Ukrainian President Volodymyr Zelenskyy returned to the White House on Monday for a high-stakes meeting with US President Donald Trump, and indicated that he was open to a trilateral meeting with Russia.
Mr Trump and Mr Zelenskyy, who was dressed in his customary fatigues as well as a black suit-like jacket that the US leader appeared to compliment, shook hands outside the White House before their meeting.
Asked if he had a message for the people of Ukraine, Mr Trump said: "We love them."
The two leaders then moved to the Oval Office, where the meeting started out much more amicably than the last time Mr Zelenskyy set foot in the White House, on February 28, in what ended up being a disastrous meeting between the two leaders.
Then, Mr Trump and Vice President JD Vance were openly hostile towards the Ukrainian leader and the meeting devolved into a shouting match – with the loudest voices being those of the two Americans – that ended with Mr Zelenskyy and his team leaving early.
The two sides have since made up, with a positive encounter on the sidelines of Pope Francis’s funeral, but Monday’s meeting may well be the most consequential, with the fate of Ukraine's territorial integrity on the line.
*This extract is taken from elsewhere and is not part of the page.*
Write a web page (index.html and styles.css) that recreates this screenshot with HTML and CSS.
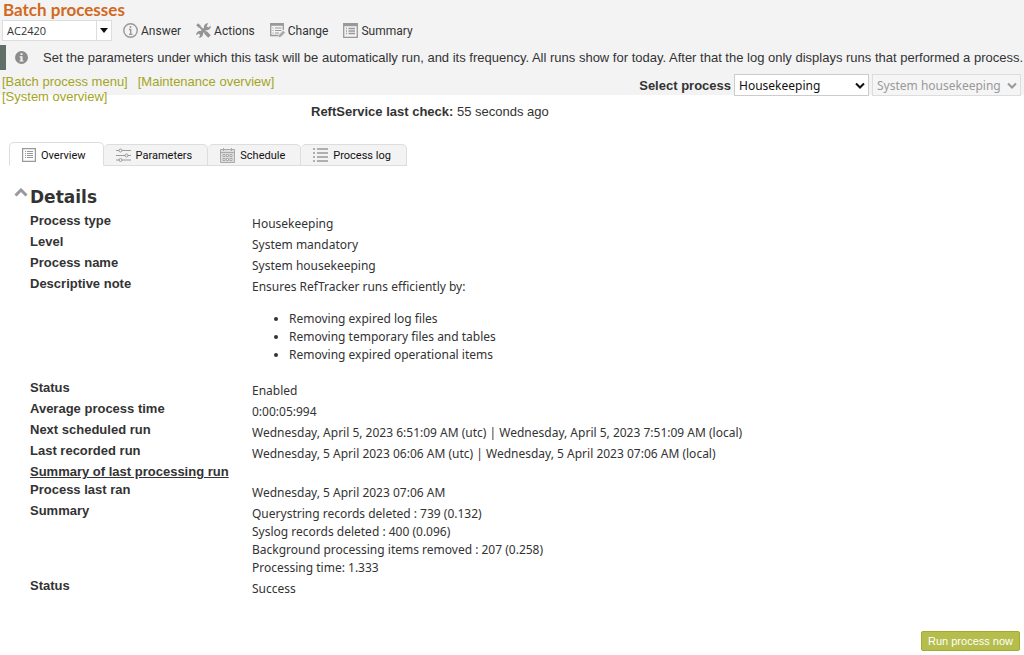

"I think we showed that we are strong people, and we supported the idea of the United States of President Trump to stop this war, to make a diplomatic way of finishing this war," Mr Zelenskyy told reporters. "We are ready for a trilateral [meeting with Russia], as the President said."
Mr Trump said that he would be speaking with Mr Putin by phone after meeting Mr Zelenskyy and European leaders. "We may or may not have a trilat," he said.
The President also said he was open to the US playing an important role in security guarantees for Kyiv if it means a lasting resolution to the conflict. "We're going to be discussing it today, but we will give them very good protection, very good security," Mr Trump said.
After the bilateral meeting, Mr Trump and Mr Zelenksyy met European leaders including UK Prime Minister Keir Starmer, French President Emmanuel Macron, German Chancellor Friedrich Merz and Ursula von der Leyen, President of the European Commission.
Mr Trump and Mr Zelenskyy spoke positively of their meeting. "We will come to a resolution today, I think, on almost everything, including probably the security," Mr Trump said before the meeting with European leaders.
Mr Zelenskyy said: "I think that we had very good conversation with President Trump, very good."
The European leaders stressed the importance of the meeting, which could result in security guarantees for Ukraine, and returning kidnapped and imprisoned Ukrainians to their homes.
“When we speak about security guarantees, we speak about the whole security of the European continent,” Mr Macron said.
The meeting comes three days after Mr Trump met Russian President Vladimir Putin in Alaska to discuss the war.
He had hoped to walk away with a ceasefire deal but instead returned to Washington empty-handed. Special envoy Steve Witkoff told CNN that Mr Trump and Mr Putin had agreed that the US would be able to offer "Article 5-like" security guarantees to Ukraine.
“The only way to have a ceasefire is for both sides to agree to stop firing at one another and the Russians just haven't agreed to that,” US Secretary of State Marco Rubio told NBC on Sunday.
Mr Rubio said for a peace deal to be reached, “each side is going to have to give up on something".
Mr Zelenskyy has stated his opposition to any deal under which Ukraine would lose more territory. Russia, which took control of the Crimean Peninsula in 2014, occupies about 20 per cent of Ukraine and Kyiv has been unable to win it back on the battlefield.
“Here's the bottom line," Mr Rubio said. "We all know what the elements of such a deal are. There has to be talk about what the territories are going to look like and what the border lines are going to look like at the end of this conflict.
“There has to be talk about Ukraine's legitimate desire for security in the long term to make sure they don't get invaded again. There has to be talk about how Ukraine is rebuilt and how you rebuild a country that's been attacked as often as it has over the last three and a half years. These are all key elements of any agreement – we understand that.”
The Trump administration briefed the Ukrainians and European allies immediately after the meeting with Mr Putin and are trying to move as quickly as possible with Monday’s in-person meeting.
On Sunday evening, Mr Trump took to Truth Social to once again apply public pressure on the embattled wartime President.
"President Zelenskyy of Ukraine can end the war with Russia almost immediately, if he wants to, or he can continue to fight," Mr Trump wrote. "Remember how it started. No getting back Obama given Crimea (12 years ago, without a shot being fired!), and no going into Nato by Ukraine. Some things never change."

Still, he expressed optimism over the Oval Office meeting.
"A big day at the White House. We have never had so many European leaders here at one time. A great honour for America. Lets see what the results will be?" he wrote in another post.
Russia invaded Ukraine in February 2022 amid fears that Ukraine was seeking to join Nato, as well as the EU. Moscow has said it aims to protect Russian-speaking people in eastern Ukraine, and to "de-nazify" the country.